Member of the New Jersey General Assembly from the 1st district
- In office January 12, 1982 – January 12, 1988
- Preceded by: James R. Hurley
- Succeeded by: Frank LoBiondo Edward H. Salmon

Personal details
- Born: August 10, 1925 Philadelphia, Pennsylvania, U.S.
- Died: July 30, 1988 (aged 62)
- Party: Republican
- Education: South Philadelphia High School Peirce School of Business Administration

Military service
- Allegiance: United States of America
- Battles/wars: World War Two Battle of the Bulge (WIA); ;
- Awards: Purple Heart

= Guy F. Muziani =

American politician

Guy F. Muziani (August 10, 1925 – July 30, 1988) was an American politician who served in the New Jersey General Assembly from the 1st Legislative District from 1982 to 1988.
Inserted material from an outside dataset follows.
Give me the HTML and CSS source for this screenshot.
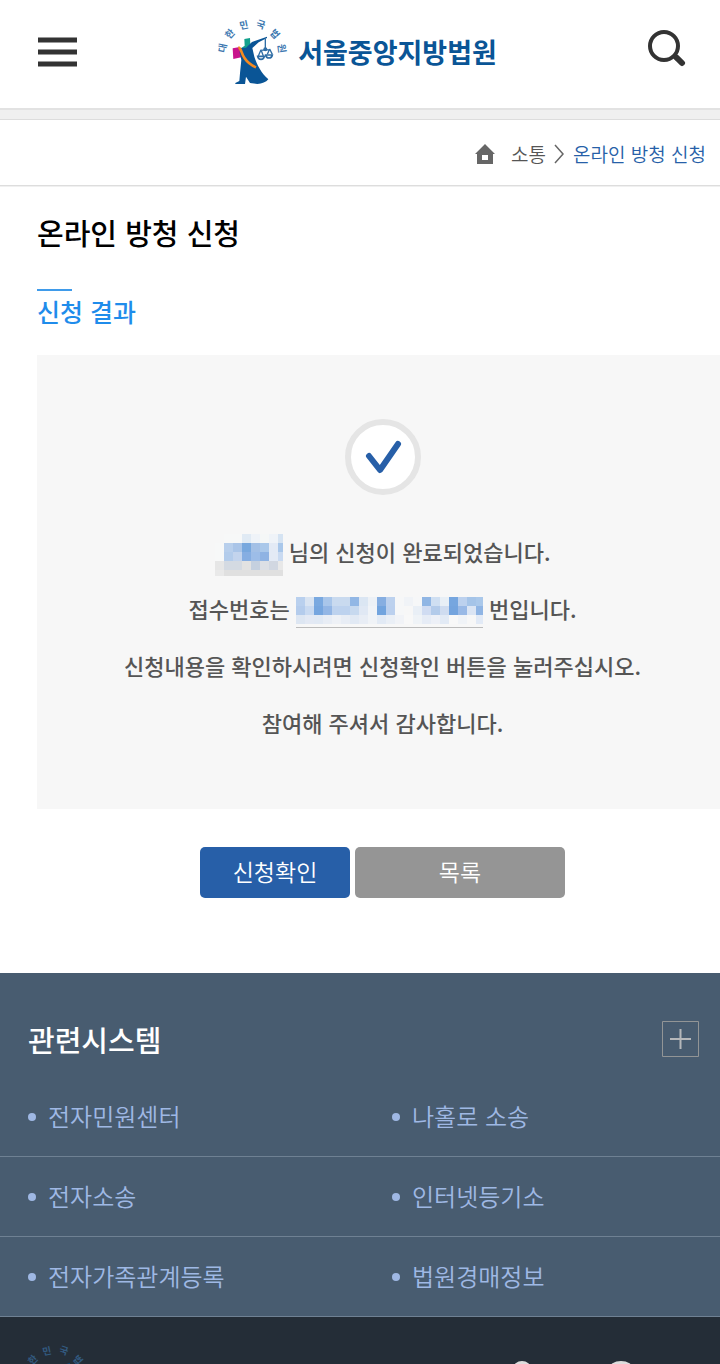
FILE: index.html
```html
<!DOCTYPE html>
<html lang="ko">
<head>
    <meta charset="UTF-8">
    <meta name="viewport" content="width=device-width, initial-scale=1.0">
    <title>서울중앙지방법원</title>
    <link rel="stylesheet" href="styles.css">
</head>
<body>
    <header class="header">
        <button class="icon-btn" type="button" aria-label="메뉴">
            <svg width="39" height="32" viewBox="0 0 39 32">
                <path stroke="#333" stroke-width="5" d="M0 4h39M0 16h39M0 28h39"/>
            </svg>
        </button>
        <a class="logo" href="#">
            <svg class="emblem" width="76" height="68" viewBox="24 24 228 204">
                <g id="emblem">
                    <g class="emblem-text" font-size="29" text-anchor="middle">
                        <text transform="translate(47 114) rotate(-78)" y="10">대</text>
                        <text transform="translate(69 72) rotate(-48)" y="10">한</text>
                        <text transform="translate(111 46) rotate(-12)" y="10">민</text>
                        <text transform="translate(161 44) rotate(18)" y="10">국</text>
                        <text transform="translate(203 72) rotate(48)" y="10">법</text>
                        <text transform="translate(224 115) rotate(82)" y="10">원</text>
                    </g>
                    <path fill="#12a08c" d="M112 87l17-3 1 20-8 8-3 14-14-2-2-10 10-7z"/>
                    <path fill="#c9148c" d="M77 115l21-4 8 30-27 6z"/>
                    <path fill="#0a5596" d="M180 80l-45 16-18 17-17 1-2 14 5 22-4 40-2 23-12 6v3h29l3-22 12 19 22 3c14-1 26-5 33-14-22-20-34-44-42-68l-6-26 19-17 25-13z"/>
                    <path fill="none" stroke="#f58a20" stroke-width="8" d="M94 113c9 0 8 17 19 32 8 12 20 21 34 27"/>
                    <path fill="none" stroke="#2f6da5" stroke-width="4" d="M175 86v33M160 121l30-2M162 119l-8 19M162 119l7 19M188 117l-7 16M188 117l8 16"/>
                    <path fill="none" stroke="#2f6da5" stroke-width="5" d="M152 139c2 12 18 12 20 0zM176 135c2 12 18 12 20 0z"/>
                    <circle cx="175" cy="118" r="6" fill="#2f6da5"/>
                </g>
            </svg>
            <span>서울중앙지방법원</span>
        </a>
        <button class="icon-btn search" type="button" aria-label="검색">
            <svg width="39" height="38" viewBox="0 0 39 38">
                <circle cx="17" cy="17" r="14" fill="none" stroke="#333" stroke-width="4"/>
                <path stroke="#333" stroke-width="4" d="M26 26l4 4"/>
                <path stroke="#333" stroke-width="6" stroke-linecap="round" d="M30 29l5 5"/>
            </svg>
        </button>
    </header>

    <nav class="breadcrumb">
        <a href="#" class="home" aria-label="홈">
            <svg width="20" height="20" viewBox="0 0 20 20">
                <path fill="#666" fill-rule="evenodd" d="M10 0l10 10h-2v10H2V10H0zM7 11v5h6v-5z"/>
            </svg>
        </a>
        <a href="#">소통</a>
        <svg class="arrow" width="11" height="20" viewBox="0 0 11 20">
            <path fill="none" stroke="#666" stroke-width="1.5" d="M1 1l8 9-8 9"/>
        </svg>
        <a href="#" class="current">온라인 방청 신청</a>
    </nav>

    <main class="content">
        <h1>온라인 방청 신청</h1>
        <h2>신청 결과</h2>

        <section class="result">
            <svg class="check" width="76" height="76" viewBox="0 0 76 76">
                <circle cx="38" cy="38" r="35" fill="#fff" stroke="#e5e5e5" stroke-width="6"/>
                <path fill="none" stroke="#275fa8" stroke-width="6" stroke-linecap="round" stroke-linejoin="round" d="M24 37l11 14 18-26"/>
            </svg>
            <p><svg class="mask" id="maskName" width="68" height="42"></svg> 님의 신청이 완료되었습니다.</p>
            <p>접수번호는 <span class="number"><svg class="mask" id="maskNumber" width="187" height="27"></svg></span> 번입니다.</p>
            <p>신청내용을 확인하시려면 신청확인 버튼을 눌러주십시오.</p>
            <p>참여해 주셔서 감사합니다.</p>
        </section>

        <div class="buttons">
            <button class="btn confirm" type="button">신청확인</button>
            <button class="btn list" type="button">목록</button>
        </div>
    </main>

    <section class="systems">
        <div class="systems-head">
            <h3>관련시스템</h3>
            <button class="icon-btn" type="button" aria-label="더보기">
                <svg width="37" height="36" viewBox="0 0 37 36">
                    <path fill="none" stroke="#929596" d="M.5.5h36v35H.5z"/>
                    <path stroke="#b5b7ba" stroke-width="2" d="M8 18h21M18.5 8v20"/>
                </svg>
            </button>
        </div>
        <ul class="system-list">
            <li><a href="#">전자민원센터</a></li>
            <li><a href="#">나홀로 소송</a></li>
            <li><a href="#">전자소송</a></li>
            <li><a href="#">인터넷등기소</a></li>
            <li><a href="#">전자가족관계등록</a></li>
            <li><a href="#">법원경매정보</a></li>
        </ul>
    </section>

    <footer class="footer">
        <svg class="emblem" width="76" height="68" viewBox="24 24 228 204"><use href="#emblem"/></svg>
        <svg class="marks" width="120" height="20" viewBox="0 0 120 20">
            <ellipse cx="9" cy="8" rx="9" ry="8" fill="#ddd"/>
            <ellipse cx="108" cy="8" rx="12" ry="8" fill="#ddd"/>
        </svg>
    </footer>

    <script>
        // Colour cells that hide personal details, one string per row
        const nameCells = [
            "f7f7f7 f7f8f8 f7f8f8 e0eaf4 eff3f8 f5f7f7 eff3f8 d5e3f2",
            "f7f8f8 b8cfec aac5e8 78a8de a3c0e6 aac8ea e3eaf5 a9c7ea",
            "f7f8f8 b3cceb c3d4ed 86aee2 9dbde8 8fb3e3 e3eaf5 c9daf1",
            "e6e6e6 d4dae2 d4dae2 e2e2e2 c5d0df dcdfe5 d1d7e1 e8e8e8",
            "e9e9e9 e0e0e0 e0e0e0 e0e0e0 e0e0e0 e0e0e0 e0e0e0 e0e0e0"
        ];
        const numberCells = [
            "b9d0ee d9e4f2 7aa9e0 a9c6ea c9daef c9daef 92b7e5 dbe6f3 edf1f6 86aee1 bcd1ee f6f7f8 f0f3f7 f6f7f8 90b6e4 cfdff2 e8eff6 76a6df bcd1ee a5c4e8 aac8ea",
            "b4ccec c9daf1 76a6df 93b6e5 bdd2ee bdd2ee c7d9ef e0e8f4 f0f3f7 72a4de bbd0ee f6f7f8 f7f7f7 e9eff6 d0dcf2 b3cbea cfdcf0 74a4de 99b9e6 dbe5f4 90b5e4",
            "dde6f2 e3e9f4 e1e9f4 e8edf5 eef1f6 e8edf5 e1e9f4 e8edf5 f0f3f7 e2eaf5 eaeff6 f1f3f7 f8f8f8 eff3f7 e6ecf6 edf0f7 e2eaf5 f8f8f8 f0f3f7 f7f7f7 e2eaf6"
        ];

        function drawMask(id, rows) {
            const svg = document.getElementById(id);
            rows.forEach((row, y) => {
                row.split(" ").forEach((color, x) => {
                    const cell = document.createElementNS("http://www.w3.org/2000/svg", "rect");
                    cell.setAttribute("x", x * 9);
                    cell.setAttribute("y", y * 9);
                    cell.setAttribute("width", 9);
                    cell.setAttribute("height", 9);
                    cell.setAttribute("fill", "#" + color);
                    svg.appendChild(cell);
                });
            });
        }

        drawMask("maskName", nameCells);
        drawMask("maskNumber", numberCells);
    </script>
</body>
</html>
```

FILE: styles.css
```css
/* General Styles */
* {
    box-sizing: border-box;
}

body {
    font-family: 'Noto Sans CJK KR', sans-serif;
    margin: 0;
    background: #fff;
    color: #555;
    overflow-x: hidden;
}

a {
    color: inherit;
    text-decoration: none;
}

h1, h2, h3, p, ul {
    margin: 0;
    padding: 0;
}

svg {
    display: block;
}

.icon-btn {
    padding: 0;
    border: none;
    background: none;
    cursor: pointer;
}

/* Header */
.header {
    display: flex;
    justify-content: space-between;
    align-items: center;
    height: 110px;
    padding: 0 34px 4px 38px;
    border-bottom: 2px solid #e2e2e2;
}

.search {
    padding-bottom: 8px;
}

.logo {
    display: flex;
    align-items: center;
    gap: 7px;
    margin-right: 12px;
    font-size: 27px;
    font-weight: 700;
    line-height: 40px;
    color: #0a5596;
}

.emblem {
    overflow: visible;
}

.emblem-text {
    fill: #3d78b0;
    font-weight: 700;
}

/* Breadcrumb */
.breadcrumb {
    display: flex;
    justify-content: flex-end;
    align-items: center;
    padding: 20px 14px 16px;
    border-top: 9px solid #f0f0f0;
    border-bottom: 1px solid #ddd;
    box-shadow: inset 0 1px #ddd, 0 1px #f0f0f0;
    font-size: 19px;
    font-weight: 350;
    line-height: 30px;
}

.home {
    margin-right: 16px;
}

.arrow {
    margin: 0 8px;
}

.current {
    color: #275fa8;
}

/* Content */
.content {
    margin-right: -8px;
    padding: 24px 0 75px 37px;
}

h1 {
    font-size: 29px;
    font-weight: 500;
    line-height: 44px;
    color: #000;
}

h2 {
    margin: 35px 0 24px;
    font-size: 25px;
    font-weight: 500;
    line-height: 40px;
    color: #1f8ceb;
}

h2::before {
    content: "";
    display: block;
    width: 35px;
    height: 2px;
    background: #3f9bea;
}

.result {
    padding: 64px 0 58px;
    background: #f7f7f7;
    text-align: center;
    font-size: 22px;
    font-weight: 500;
    line-height: 57px;
}

.check {
    margin: 0 auto 28px;
}

.mask {
    display: inline-block;
    vertical-align: middle;
}

.number {
    display: inline-block;
    padding-bottom: 3px;
    border-bottom: 1px solid #bbb;
    line-height: 0;
    vertical-align: middle;
}

.buttons {
    display: flex;
    justify-content: center;
    gap: 5px;
    margin-top: 38px;
}

.btn {
    height: 51px;
    padding: 0 32px 4px;
    border: none;
    border-radius: 5px;
    font-family: inherit;
    font-size: 23px;
    font-weight: 350;
    color: #fff;
    cursor: pointer;
}

.confirm {
    min-width: 150px;
    background: #275fa8;
}

.list {
    min-width: 210px;
    background: #959595;
}

/* Related systems */
.systems {
    background: #485c70;
}

.systems-head {
    display: flex;
    justify-content: space-between;
    align-items: center;
    padding: 48px 21px 20px 28px;
}

h3 {
    font-size: 29px;
    font-weight: 500;
    line-height: 36px;
    color: #fff;
}

.system-list {
    display: grid;
    grid-template-columns: 1fr 1fr;
    margin-right: -8px;
    list-style: none;
    font-size: 24px;
    font-weight: 350;
    line-height: 77px;
    color: #9fb8e4;
}

.system-list li {
    display: flex;
    align-items: center;
    gap: 12px;
    padding-left: 28px;
    border-bottom: 1px solid #6f8193;
}

.system-list a {
    padding-bottom: 2px;
}

.system-list li::before {
    content: "";
    width: 8px;
    height: 8px;
    border-radius: 50%;
    background: #9fb8e4;
}

/* Footer */
.footer {
    display: flex;
    justify-content: space-between;
    height: 47px;
    padding: 27px 87px 0 18px;
    background: #242d37;
    overflow: hidden;
}

.footer .emblem {
    opacity: 0.6;
}

.marks {
    margin-top: 17px;
}
```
Born in Philadelphia, he attended South Philadelphia High School and the Peirce School of Business Administration. During World War II, he fought in the Battle of the Bulge and received a Purple Heart.

Muziani was a businessman in Wildwood, New Jersey, who unsuccessfully ran for the city commission in 1964 and 1968. He then was elected to the commission and served for 11 years as mayor of Wildwood under a system in which the commissioners chose a mayor from among their members. After a change to the city's form of government to have the mayor be directly elected, Muziani lost the mayoral race to his longtime foe, Earl B. Ostrander, who would be recalled from office after 17 months in office.

First elected to the General Assembly in 1981 alongside Joseph W. Chinnici, he fought for the area's tourism industry and championed the extension of Route 55 to Cape May County. He intended to run for reelection in 1987 but was too ill to campaign and retired from the Legislature. He died on July 30, 1988, of cancer.